Time to value: Implementing temporal drift monitoring shows impact within one quarter (detection phase), with full mitigation taking 2-3 quarters depending on system complexity.
Implementation Approach
Technical Requirements:
- Data Infrastructure: Versioned knowledge bases (using tools like Pinecone, Weaviate, or MongoDB with timestamping), continuous data pipelines from PIM (Product Information Management), CRM, and CMS systems.
- Monitoring Framework: Custom metrics to track retrieval performance decay (e.g., weekly accuracy checks against a small validation set of recent queries).
- Team Skills: Data engineers for pipeline maintenance, ML engineers for model retraining, and domain experts (merchandisers, client advisors) to validate new information.

Complexity Level: Medium. Not plug-and-play, but doesn't require novel research. Involves adapting existing MLOps practices to retrieval systems.
Integration Points:
- PIM Systems: Real-time feeds of new product attributes, descriptions, and relationships.
- CRM/CDP: Updated customer preferences, purchase histories, and interaction data.
- E-commerce Platform: Search query logs and conversion data to identify performance degradation.
- Content Management Systems: Updated brand stories, campaign materials, and editorial content.
Estimated Effort: 2-4 months for initial implementation, depending on existing data infrastructure maturity.
Governance & Risk Assessment
Data Privacy Considerations:
- Updating knowledge bases with customer data must comply with GDPR/CCPA retention policies. Historical interaction data used for training should be anonymized or aggregated.
- Customer consent mechanisms must cover how their data improves search relevance over time.

Model Bias Risks:
- Temporal drift can introduce new biases. For example, if recent marketing campaigns feature certain body types or demographics more prominently, the AI might over-retrieve products associated with those groups.
- Regular audits should check for representation drift across product categories, price points, and model demographics.
Cultural Sensitivity:
- Product descriptions and cultural references evolve. An AI trained on 2024 terminology might retrieve culturally insensitive or outdated descriptions of regional collections.
Maturity Level: Research/Prototype. The arXiv paper presents a methodology for measuring drift, not a production-ready solution.

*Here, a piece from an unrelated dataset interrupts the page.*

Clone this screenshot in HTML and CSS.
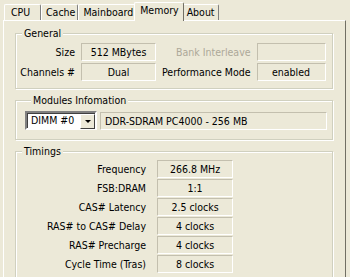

However, the underlying concept is proven in adjacent fields (e.g., concept drift detection in fraud systems).
Honest Assessment: The research provides a crucial warning and framework, but luxury brands should view this as a risk to manage rather than an immediate implementation project. Start with monitoring existing retrieval system performance over time, then build mitigation strategies. Brands with large, frequently updated product catalogs (fast fashion adjacent luxury, beauty with seasonal launches) should prioritize this higher than those with classic, slow-changing collections.
Strategic Recommendation: Implement a quarterly "freshness audit" of your AI search and recommendation systems. Compare results against a manually curated set of recent queries and products. Allocate 10-15% of your AI maintenance budget specifically to combat temporal drift through scheduled retraining and knowledge base updates.